_Your task_: From the line containing "What React and" to the end of the data, retype every line exactly and nothing else. Drop the pictures.

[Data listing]

###

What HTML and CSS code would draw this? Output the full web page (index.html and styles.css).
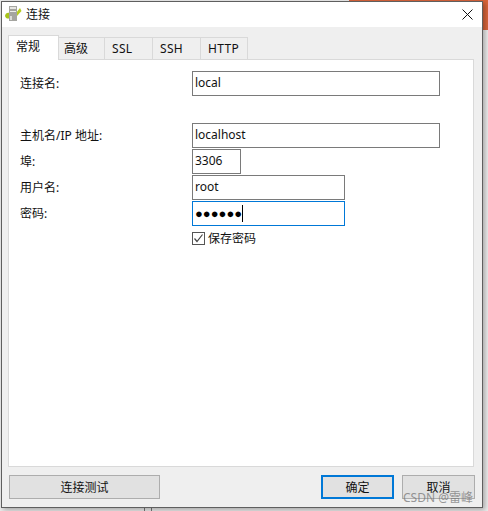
FILE: index.html
```html
<!DOCTYPE html>
<html lang="zh">
  <head>
    <meta charset="utf-8">
    <title>连接</title>
    <link rel="stylesheet" href="styles.css">
  </head>
  <body>
    <span class="behind-right"></span>
    <span class="behind-mark"></span>
    <div class="dialog">
      <div class="titlebar">
        <svg class="app-icon" width="18" height="18" viewBox="0 0 18 18">
          <path d="M0 11 C0 8 3 7 5 8 L5 13 C3 14 1 14 0 11Z" fill="#a8c41c"/>
          <path d="M11 8 L15 3 L16.5 6 L12 11Z" fill="#b6cc22"/>
          <rect x="4" y="1" width="8" height="15" fill="#a5a5a0"/>
          <rect x="5" y="2" width="6" height="2" fill="#e6e6e2"/>
          <rect x="5" y="6" width="6" height="1" fill="#eeeeea"/>
          <rect x="5" y="11" width="2" height="4" fill="#dcdcd8"/>
        </svg>
        <span class="title-text">连接</span>
        <svg class="close-icon" width="11" height="11" viewBox="0 0 11 11">
          <path d="M0.5 0.5 L10.5 10.5 M10.5 0.5 L0.5 10.5" stroke="#111" stroke-width="1" fill="none"/>
        </svg>
      </div>
      <div class="body">
        <div class="tabs">
          <div class="tab active">常规</div>
          <div class="tab tab-narrow">高级</div>
          <div class="tab">SSL</div>
          <div class="tab">SSH</div>
          <div class="tab tab-last">HTTP</div>
        </div>
        <div class="panel">
          <div class="row row-name">
            <label class="label">连接名:</label>
            <div class="input input-wide">local</div>
          </div>
          <div class="row row-host">
            <label class="label">主机名/IP 地址:</label>
            <div class="input input-wide">localhost</div>
          </div>
          <div class="row">
            <label class="label">埠:</label>
            <div class="input input-port">3306</div>
          </div>
          <div class="row">
            <label class="label">用户名:</label>
            <div class="input input-mid">root</div>
          </div>
          <div class="row">
            <label class="label">密码:</label>
            <div class="input input-mid focus"><span class="dots">●●●●●●</span><span class="caret"></span></div>
          </div>
          <div class="row row-check">
            <span class="label"></span>
            <span class="checkbox">
              <svg width="11" height="11" viewBox="0 0 11 11"><path d="M1.5 5.5 L4 8.5 L9.5 1.5" stroke="#444" stroke-width="1.2" fill="none"/></svg>
            </span>
            <span class="check-text">保存密码</span>
          </div>
        </div>
        <div class="footer">
          <div class="btn btn-test">连接测试</div>
          <div class="footer-right">
            <div class="btn btn-ok">确定</div>
            <div class="btn btn-cancel">取消<span class="watermark">CSDN @雷峰</span></div>
          </div>
        </div>
      </div>
    </div>
  </body>
</html>
```

FILE: styles.css
```css
html, body {
  margin: 0;
  padding: 0;
  height: 100%;
}
body {
  width: 488px;
  height: 511px;
  overflow: hidden;
  background: #ececec;
  font-family: "Noto Sans", "Noto Sans CJK SC", sans-serif;
  font-size: 12px;
  color: #111;
  position: relative;
}

.behind-right {
  position: absolute;
  right: 0;
  top: 0;
  width: 139px;
  height: 30px;
  background: #d9643a;
}
.behind-mark {
  position: absolute;
  left: 144px;
  top: 505px;
  width: 6px;
  height: 6px;
  border: 1px solid #777;
  border-bottom: 0;
}

.dialog {
  position: absolute;
  left: 1px;
  top: 1px;
  width: 480px;
  height: 505px;
  border: 1px solid #5f5f5f;
  background: #efefef;
  box-shadow: 2px 2px 5px rgba(0,0,0,0.3);
  display: flex;
  flex-direction: column;
}

.titlebar {
  box-sizing: border-box;
  height: 25px;
  background: #fff;
  display: flex;
  align-items: center;
  padding: 0 0 1px 3px;
  flex: none;
}
.app-icon {
  margin-right: 3px;
}
.close-icon {
  margin-left: auto;
  margin-right: 9px;
}

.body {
  flex: 1;
  padding: 8px 8px 8px 6px;
  display: flex;
  flex-direction: column;
}

.tabs {
  display: flex;
  height: 24px;
  align-items: flex-end;
  flex: none;
}
.tab {
  box-sizing: border-box;
  width: 48px;
  height: 22px;
  line-height: 21px;
  padding-left: 7px;
  letter-spacing: 0.3px;
  background: #efefef;
  border: 1px solid #d9d9d9;
  border-bottom: 0;
  border-left: 0;
}
.tab-narrow { width: 46px; padding-left: 5px; letter-spacing: 0; }
.tab-last { width: 47px; }
.tab.active {
  width: 51px;
  height: 25px;
  line-height: 21px;
  padding-left: 7px;
  letter-spacing: 0;
  background: #fff;
  border-left: 1px solid #d9d9d9;
  margin-bottom: -1px;
  position: relative;
  z-index: 1;
}

.panel {
  flex: 1;
  background: #fff;
  border: 1px solid #d9d9d9;
  padding: 11px 0 0 11px;
}

.row {
  display: flex;
  align-items: flex-start;
  height: 26px;
}
.row-host {
  margin-top: 26px;
}
.label {
  width: 172px;
  line-height: 26px;
  flex: none;
}
.input {
  box-sizing: border-box;
  height: 25px;
  border: 1px solid #7a7a7a;
  background: #fff;
  padding-left: 2px;
  line-height: 21px;
}
.input-wide { width: 248px; }
.input-port { width: 49px; }
.input-mid { width: 153px; }
.input.focus {
  border-color: #0078d7;
  display: flex;
  align-items: center;
}
.dots {
  font-family: "Liberation Sans", sans-serif;
  font-size: 13px;
  color: #000;
}
.caret {
  width: 1px;
  height: 17px;
  background: #000;
}

.row-check {
  height: 18px;
  align-items: flex-end;
}
.row-check .label {
  line-height: 13px;
}
.checkbox {
  box-sizing: border-box;
  width: 13px;
  height: 13px;
  border: 1px solid #555;
  display: flex;
  align-items: center;
  justify-content: center;
}
.checkbox svg {
  flex: none;
}
.check-text {
  margin-left: 3px;
  line-height: 13px;
}

.footer {
  flex: none;
  display: flex;
  justify-content: space-between;
  margin: 8px -1px 0 0;
  padding-left: 1px;
}
.footer-right {
  display: flex;
  gap: 8px;
}
.btn {
  box-sizing: border-box;
  height: 24px;
  line-height: 23px;
  text-align: center;
  background: #e1e1e1;
  border: 1px solid #adadad;
}
.btn-test { width: 151px; }
.btn-ok {
  width: 73px;
  border: 2px solid #0078d7;
  line-height: 21px;
}
.btn-cancel {
  width: 73px;
  position: relative;
}
.watermark {
  position: absolute;
  right: 1px;
  top: 10px;
  white-space: nowrap;
  color: rgba(110,110,110,0.7);
}
```
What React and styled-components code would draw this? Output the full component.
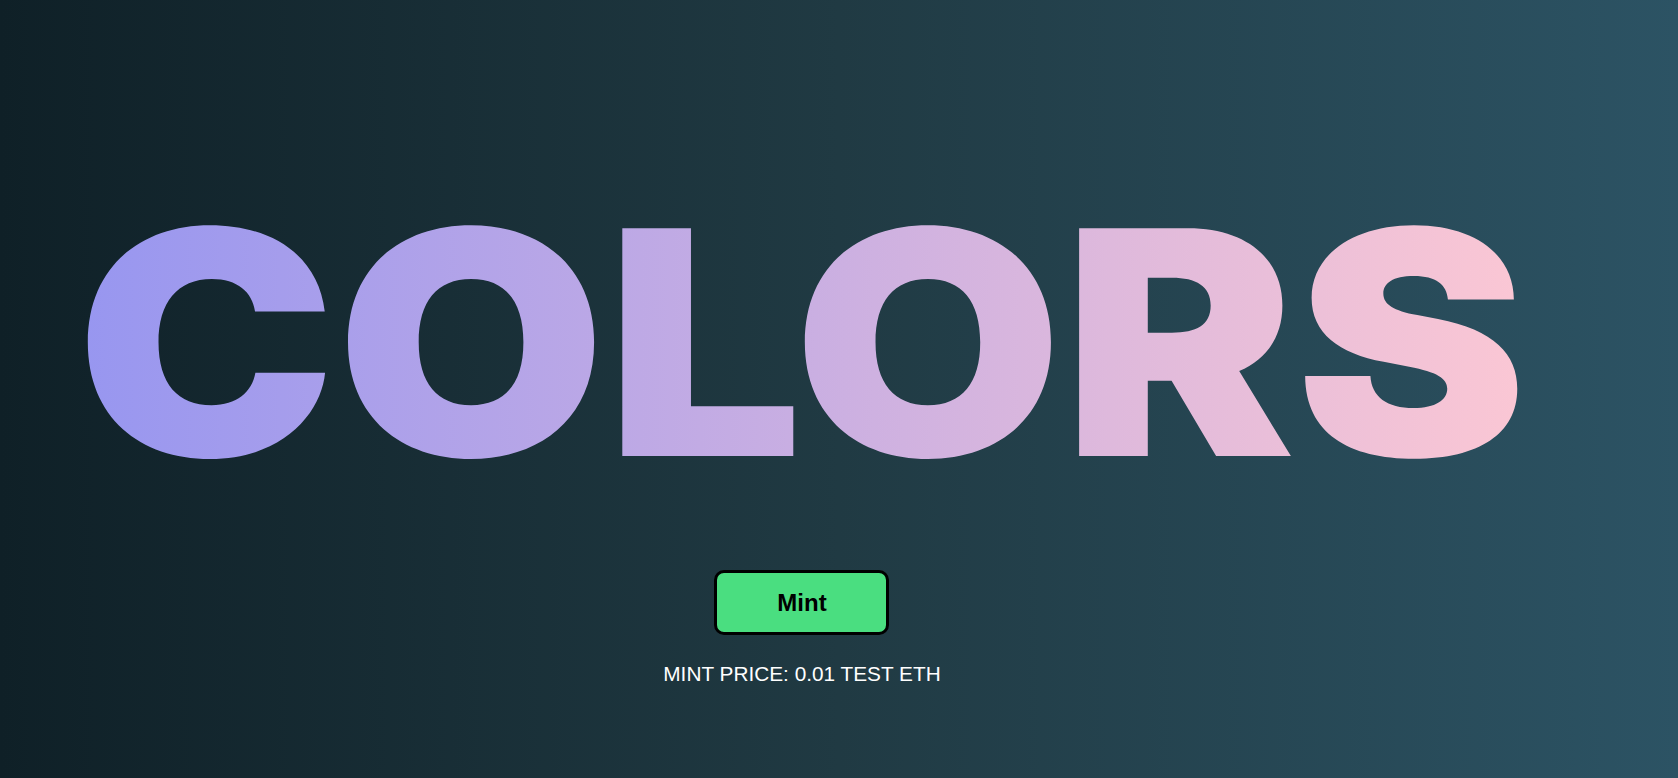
import React from "react";
import styled, { createGlobalStyle } from "styled-components";

const Global = createGlobalStyle`
  html, body { margin: 0; padding: 0; }
  body { font-family: "Liberation Sans", Arial, sans-serif; }
`;

const Page = styled.main`
  min-height: 100vh;
  box-sizing: border-box;
  background: linear-gradient(to right, #0f2027, #203a43, #2c5364);
  display: flex;
  justify-content: center;
  padding-right: 74px;
`;

const Column = styled.section`
  display: flex;
  flex-direction: column;
  align-items: center;
  padding-top: 186px;
`;

const Title = styled.h1`
  margin: 0;
  font-family: Inter, "Liberation Sans", sans-serif;
  font-weight: 900;
  font-size: 313px;
  line-height: 1;
  letter-spacing: 0;
  transform: scaleX(1.112);
  background: linear-gradient(to right, #9796f0, #fbc7d4);
  -webkit-background-clip: text;
  background-clip: text;
  color: transparent;
`;

const MintButton = styled.button`
  margin-top: 71px;
  width: 175px;
  height: 65px;
  box-sizing: border-box;
  border: 3px solid #000;
  border-radius: 10px;
  background: #4ade80;
  color: #000;
  font-family: "Liberation Sans", Arial, sans-serif;
  font-weight: 700;
  font-size: 24px;
  cursor: pointer;
`;

const Price = styled.p`
  margin: 27px 0 0;
  color: #fff;
  font-family: "Liberation Sans", Arial, sans-serif;
  font-size: 20.8px;
`;

export default function App() {
  return (
    <>
      <Global />
      <Page>
        <Column>
          <Title>COLORS</Title>
          <MintButton>Mint</MintButton>
          <Price>MINT PRICE: 0.01 TEST ETH</Price>
        </Column>
      </Page>
    </>
  );
}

###

_Task solution_:
What React and styled-components code would draw this? Output the full component.
import React from "react";
import styled, { createGlobalStyle } from "styled-components";

const Global = createGlobalStyle`
  html, body { margin: 0; padding: 0; }
  body { font-family: "Liberation Sans", Arial, sans-serif; }
`;

const Page = styled.main`
  min-height: 100vh;
  box-sizing: border-box;
  background: linear-gradient(to right, #0f2027, #203a43, #2c5364);
  display: flex;
  justify-content: center;
  padding-right: 74px;
`;

const Column = styled.section`
  display: flex;
  flex-direction: column;
  align-items: center;
  padding-top: 186px;
`;

const Title = styled.h1`
  margin: 0;
  font-family: Inter, "Liberation Sans", sans-serif;
  font-weight: 900;
  font-size: 313px;
  line-height: 1;
  letter-spacing: 0;
  transform: scaleX(1.112);
  background: linear-gradient(to right, #9796f0, #fbc7d4);
  -webkit-background-clip: text;
  background-clip: text;
  color: transparent;
`;

const MintButton = styled.button`
  margin-top: 71px;
  width: 175px;
  height: 65px;
  box-sizing: border-box;
  border: 3px solid #000;
  border-radius: 10px;
  background: #4ade80;
  color: #000;
  font-family: "Liberation Sans", Arial, sans-serif;
  font-weight: 700;
  font-size: 24px;
  cursor: pointer;
`;

const Price = styled.p`
  margin: 27px 0 0;
  color: #fff;
  font-family: "Liberation Sans", Arial, sans-serif;
  font-size: 20.8px;
`;

export default function App() {
  return (
    <>
      <Global />
      <Page>
        <Column>
          <Title>COLORS</Title>
          <MintButton>Mint</MintButton>
          <Price>MINT PRICE: 0.01 TEST ETH</Price>
        </Column>
      </Page>
    </>
  );
}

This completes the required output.